Interface markup and scripts
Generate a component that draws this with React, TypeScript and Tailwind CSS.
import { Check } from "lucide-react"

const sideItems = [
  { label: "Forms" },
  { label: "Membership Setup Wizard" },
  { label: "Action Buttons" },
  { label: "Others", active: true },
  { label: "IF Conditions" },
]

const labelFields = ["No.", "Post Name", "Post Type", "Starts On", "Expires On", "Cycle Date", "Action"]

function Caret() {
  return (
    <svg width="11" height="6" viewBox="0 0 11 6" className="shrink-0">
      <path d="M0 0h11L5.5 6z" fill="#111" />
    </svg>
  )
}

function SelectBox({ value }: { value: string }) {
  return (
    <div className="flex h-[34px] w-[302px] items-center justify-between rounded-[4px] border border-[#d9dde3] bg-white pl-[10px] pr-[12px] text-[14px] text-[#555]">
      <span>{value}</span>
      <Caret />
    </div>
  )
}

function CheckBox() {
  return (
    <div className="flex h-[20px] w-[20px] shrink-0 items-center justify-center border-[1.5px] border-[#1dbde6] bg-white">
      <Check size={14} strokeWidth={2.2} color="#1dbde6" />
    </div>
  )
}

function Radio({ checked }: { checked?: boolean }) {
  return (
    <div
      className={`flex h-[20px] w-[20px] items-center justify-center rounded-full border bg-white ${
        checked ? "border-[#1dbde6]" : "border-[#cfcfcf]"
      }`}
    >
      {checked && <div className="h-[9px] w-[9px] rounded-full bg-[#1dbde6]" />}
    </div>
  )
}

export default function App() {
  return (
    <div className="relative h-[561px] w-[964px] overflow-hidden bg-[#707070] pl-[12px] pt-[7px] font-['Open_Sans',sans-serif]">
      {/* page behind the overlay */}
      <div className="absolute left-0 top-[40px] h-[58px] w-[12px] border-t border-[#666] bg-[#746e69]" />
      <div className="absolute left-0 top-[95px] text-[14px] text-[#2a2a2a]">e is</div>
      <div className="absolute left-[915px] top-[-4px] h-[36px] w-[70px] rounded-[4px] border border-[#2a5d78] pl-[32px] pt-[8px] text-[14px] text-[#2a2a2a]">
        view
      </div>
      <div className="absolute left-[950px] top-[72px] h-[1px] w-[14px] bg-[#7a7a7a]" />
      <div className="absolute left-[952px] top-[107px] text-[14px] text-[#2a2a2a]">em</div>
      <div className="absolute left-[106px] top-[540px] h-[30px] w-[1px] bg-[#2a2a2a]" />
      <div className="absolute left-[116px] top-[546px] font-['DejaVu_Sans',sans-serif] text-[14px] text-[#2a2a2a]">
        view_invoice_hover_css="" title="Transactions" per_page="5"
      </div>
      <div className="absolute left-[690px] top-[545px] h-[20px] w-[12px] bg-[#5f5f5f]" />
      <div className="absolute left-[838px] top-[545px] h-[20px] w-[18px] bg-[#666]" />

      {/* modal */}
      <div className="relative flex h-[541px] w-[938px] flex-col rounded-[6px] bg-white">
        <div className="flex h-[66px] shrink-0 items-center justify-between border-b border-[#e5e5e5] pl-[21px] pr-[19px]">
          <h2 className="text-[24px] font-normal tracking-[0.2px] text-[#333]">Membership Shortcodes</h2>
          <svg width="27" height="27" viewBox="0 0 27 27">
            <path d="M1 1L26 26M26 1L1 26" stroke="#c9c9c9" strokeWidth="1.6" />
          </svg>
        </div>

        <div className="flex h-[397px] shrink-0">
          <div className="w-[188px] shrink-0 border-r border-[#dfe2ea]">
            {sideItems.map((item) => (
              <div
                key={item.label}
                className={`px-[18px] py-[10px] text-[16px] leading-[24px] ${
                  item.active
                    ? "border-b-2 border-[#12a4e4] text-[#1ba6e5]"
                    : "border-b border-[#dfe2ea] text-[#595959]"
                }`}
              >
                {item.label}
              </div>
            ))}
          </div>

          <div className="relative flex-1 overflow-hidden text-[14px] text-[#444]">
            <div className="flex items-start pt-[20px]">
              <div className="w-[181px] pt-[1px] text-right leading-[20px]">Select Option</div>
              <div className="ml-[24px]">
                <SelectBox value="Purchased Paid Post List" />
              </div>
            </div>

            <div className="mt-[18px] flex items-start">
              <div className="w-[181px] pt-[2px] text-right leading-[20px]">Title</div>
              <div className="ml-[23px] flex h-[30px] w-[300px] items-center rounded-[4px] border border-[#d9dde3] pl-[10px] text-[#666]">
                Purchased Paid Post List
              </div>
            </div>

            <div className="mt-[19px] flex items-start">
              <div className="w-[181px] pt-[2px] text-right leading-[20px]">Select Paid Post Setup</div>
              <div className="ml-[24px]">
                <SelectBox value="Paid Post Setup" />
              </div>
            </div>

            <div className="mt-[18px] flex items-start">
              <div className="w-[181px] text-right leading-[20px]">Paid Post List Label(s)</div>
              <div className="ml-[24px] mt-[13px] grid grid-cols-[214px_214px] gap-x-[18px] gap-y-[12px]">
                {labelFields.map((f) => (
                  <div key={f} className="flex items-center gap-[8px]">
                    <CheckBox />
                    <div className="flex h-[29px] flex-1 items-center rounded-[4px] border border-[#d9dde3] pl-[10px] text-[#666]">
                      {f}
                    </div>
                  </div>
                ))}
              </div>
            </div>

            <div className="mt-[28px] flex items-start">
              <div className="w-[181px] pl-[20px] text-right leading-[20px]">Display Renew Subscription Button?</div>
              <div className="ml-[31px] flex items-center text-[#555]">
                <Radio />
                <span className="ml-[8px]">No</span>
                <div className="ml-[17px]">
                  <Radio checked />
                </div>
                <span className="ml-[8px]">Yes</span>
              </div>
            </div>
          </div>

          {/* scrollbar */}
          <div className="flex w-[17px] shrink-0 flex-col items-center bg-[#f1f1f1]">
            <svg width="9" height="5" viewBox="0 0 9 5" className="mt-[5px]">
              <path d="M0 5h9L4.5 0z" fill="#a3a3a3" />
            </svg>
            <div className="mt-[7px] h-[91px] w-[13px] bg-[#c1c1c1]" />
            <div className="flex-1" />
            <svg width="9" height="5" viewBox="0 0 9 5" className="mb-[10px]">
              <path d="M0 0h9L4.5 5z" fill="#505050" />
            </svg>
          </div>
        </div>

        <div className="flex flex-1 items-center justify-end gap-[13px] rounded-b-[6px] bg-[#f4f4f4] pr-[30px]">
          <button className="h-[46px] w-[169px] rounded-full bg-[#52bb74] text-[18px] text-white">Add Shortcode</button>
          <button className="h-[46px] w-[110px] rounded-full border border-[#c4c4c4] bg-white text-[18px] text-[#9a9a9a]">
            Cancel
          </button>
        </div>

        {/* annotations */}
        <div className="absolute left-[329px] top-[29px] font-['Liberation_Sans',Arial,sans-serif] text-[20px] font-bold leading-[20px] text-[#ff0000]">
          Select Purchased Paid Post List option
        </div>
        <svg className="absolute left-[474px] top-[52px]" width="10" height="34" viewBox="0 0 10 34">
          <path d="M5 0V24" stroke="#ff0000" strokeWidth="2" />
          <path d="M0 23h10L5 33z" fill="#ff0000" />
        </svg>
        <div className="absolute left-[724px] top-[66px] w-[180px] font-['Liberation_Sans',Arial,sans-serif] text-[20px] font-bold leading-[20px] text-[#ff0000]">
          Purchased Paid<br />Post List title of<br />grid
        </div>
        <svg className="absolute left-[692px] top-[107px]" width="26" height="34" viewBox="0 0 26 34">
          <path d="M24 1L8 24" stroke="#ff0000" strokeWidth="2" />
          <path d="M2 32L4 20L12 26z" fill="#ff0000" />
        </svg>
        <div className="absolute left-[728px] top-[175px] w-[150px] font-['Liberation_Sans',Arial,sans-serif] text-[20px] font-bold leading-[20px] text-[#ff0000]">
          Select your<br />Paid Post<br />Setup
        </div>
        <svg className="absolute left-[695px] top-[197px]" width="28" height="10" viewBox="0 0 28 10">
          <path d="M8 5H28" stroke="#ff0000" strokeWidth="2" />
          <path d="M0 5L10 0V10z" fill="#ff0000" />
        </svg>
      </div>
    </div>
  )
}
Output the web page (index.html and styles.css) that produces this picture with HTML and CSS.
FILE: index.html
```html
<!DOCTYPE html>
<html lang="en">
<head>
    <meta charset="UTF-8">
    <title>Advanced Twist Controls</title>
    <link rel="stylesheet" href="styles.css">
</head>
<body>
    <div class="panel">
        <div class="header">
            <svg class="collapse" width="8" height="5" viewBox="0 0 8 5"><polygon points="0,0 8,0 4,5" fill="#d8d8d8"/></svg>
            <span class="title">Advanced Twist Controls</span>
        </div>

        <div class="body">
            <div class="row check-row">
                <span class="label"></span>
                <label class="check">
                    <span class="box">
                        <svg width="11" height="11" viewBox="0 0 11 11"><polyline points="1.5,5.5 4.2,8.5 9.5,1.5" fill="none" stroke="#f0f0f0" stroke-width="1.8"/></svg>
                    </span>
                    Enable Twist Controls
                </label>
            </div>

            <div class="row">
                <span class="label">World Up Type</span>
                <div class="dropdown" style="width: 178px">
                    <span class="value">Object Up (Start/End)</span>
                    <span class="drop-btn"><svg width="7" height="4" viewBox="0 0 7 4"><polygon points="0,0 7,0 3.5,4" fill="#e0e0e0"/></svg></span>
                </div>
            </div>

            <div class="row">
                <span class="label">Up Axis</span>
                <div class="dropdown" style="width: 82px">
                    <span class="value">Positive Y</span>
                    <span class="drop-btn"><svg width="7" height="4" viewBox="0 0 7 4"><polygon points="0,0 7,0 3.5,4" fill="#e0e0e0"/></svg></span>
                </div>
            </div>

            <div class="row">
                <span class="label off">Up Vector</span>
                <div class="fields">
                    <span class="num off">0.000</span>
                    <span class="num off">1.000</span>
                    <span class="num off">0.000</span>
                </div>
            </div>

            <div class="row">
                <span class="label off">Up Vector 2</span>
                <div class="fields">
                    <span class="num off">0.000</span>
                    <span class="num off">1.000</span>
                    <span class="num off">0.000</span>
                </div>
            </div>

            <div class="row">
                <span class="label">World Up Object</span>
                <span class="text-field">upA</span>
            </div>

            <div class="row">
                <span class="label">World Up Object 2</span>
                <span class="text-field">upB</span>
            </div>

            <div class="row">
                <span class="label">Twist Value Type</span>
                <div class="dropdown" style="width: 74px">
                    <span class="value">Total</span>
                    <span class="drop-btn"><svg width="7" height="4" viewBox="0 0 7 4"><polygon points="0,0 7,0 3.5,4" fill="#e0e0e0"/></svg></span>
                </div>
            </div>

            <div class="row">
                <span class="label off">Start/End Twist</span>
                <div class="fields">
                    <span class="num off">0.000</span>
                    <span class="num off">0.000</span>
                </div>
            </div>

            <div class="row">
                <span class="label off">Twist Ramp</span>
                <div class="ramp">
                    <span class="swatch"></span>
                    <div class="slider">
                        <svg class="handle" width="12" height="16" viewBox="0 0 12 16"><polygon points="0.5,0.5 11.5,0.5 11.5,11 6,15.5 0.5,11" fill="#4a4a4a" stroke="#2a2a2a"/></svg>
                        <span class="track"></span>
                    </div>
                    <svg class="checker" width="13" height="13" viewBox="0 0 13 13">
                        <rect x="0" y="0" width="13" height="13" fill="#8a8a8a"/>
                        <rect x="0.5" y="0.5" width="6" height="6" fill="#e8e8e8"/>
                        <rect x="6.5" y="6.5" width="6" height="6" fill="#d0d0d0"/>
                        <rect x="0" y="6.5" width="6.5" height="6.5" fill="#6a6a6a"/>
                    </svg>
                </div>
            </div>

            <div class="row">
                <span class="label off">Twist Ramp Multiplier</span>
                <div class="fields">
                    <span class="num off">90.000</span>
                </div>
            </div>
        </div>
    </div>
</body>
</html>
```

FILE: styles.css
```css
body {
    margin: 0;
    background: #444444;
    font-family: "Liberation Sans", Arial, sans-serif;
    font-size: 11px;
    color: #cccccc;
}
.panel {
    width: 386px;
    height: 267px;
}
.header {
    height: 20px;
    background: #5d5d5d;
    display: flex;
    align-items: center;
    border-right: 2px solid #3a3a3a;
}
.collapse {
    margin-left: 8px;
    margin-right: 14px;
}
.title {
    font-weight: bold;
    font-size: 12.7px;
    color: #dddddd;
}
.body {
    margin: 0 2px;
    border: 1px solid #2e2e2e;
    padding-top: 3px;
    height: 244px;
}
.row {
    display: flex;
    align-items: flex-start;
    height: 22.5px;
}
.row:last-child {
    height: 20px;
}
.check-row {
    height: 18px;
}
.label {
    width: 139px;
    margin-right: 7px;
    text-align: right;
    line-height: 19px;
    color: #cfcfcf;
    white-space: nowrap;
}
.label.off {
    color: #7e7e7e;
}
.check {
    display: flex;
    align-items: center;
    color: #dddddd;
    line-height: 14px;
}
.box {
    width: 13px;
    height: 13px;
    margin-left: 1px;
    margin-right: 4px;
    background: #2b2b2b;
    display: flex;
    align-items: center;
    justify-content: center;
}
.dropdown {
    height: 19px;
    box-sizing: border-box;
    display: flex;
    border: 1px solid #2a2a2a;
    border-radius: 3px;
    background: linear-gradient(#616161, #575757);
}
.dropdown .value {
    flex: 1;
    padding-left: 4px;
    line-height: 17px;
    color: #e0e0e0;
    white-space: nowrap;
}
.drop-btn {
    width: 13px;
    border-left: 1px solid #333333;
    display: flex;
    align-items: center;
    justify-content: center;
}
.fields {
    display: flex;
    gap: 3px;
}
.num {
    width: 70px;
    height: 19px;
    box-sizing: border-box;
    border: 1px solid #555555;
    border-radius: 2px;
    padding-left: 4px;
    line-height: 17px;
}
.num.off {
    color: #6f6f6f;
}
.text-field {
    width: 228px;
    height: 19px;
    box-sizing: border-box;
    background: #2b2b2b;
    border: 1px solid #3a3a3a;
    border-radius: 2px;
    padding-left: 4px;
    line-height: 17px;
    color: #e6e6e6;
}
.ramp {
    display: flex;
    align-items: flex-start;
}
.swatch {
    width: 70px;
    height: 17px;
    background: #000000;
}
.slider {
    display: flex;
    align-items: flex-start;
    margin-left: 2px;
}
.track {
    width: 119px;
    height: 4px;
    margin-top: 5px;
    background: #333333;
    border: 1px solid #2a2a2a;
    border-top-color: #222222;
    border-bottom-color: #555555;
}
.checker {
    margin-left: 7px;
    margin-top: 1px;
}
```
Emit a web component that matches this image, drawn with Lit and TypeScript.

WHAT TO WORK ON
All lines in the data that contain the word "with" should be copied.

TASK OUTPUT
Generate a component that draws this with React, TypeScript and Tailwind CSS.
Output the web page (index.html and styles.css) that produces this picture with HTML and CSS.
Emit a web component that matches this image, drawn with Lit and TypeScript.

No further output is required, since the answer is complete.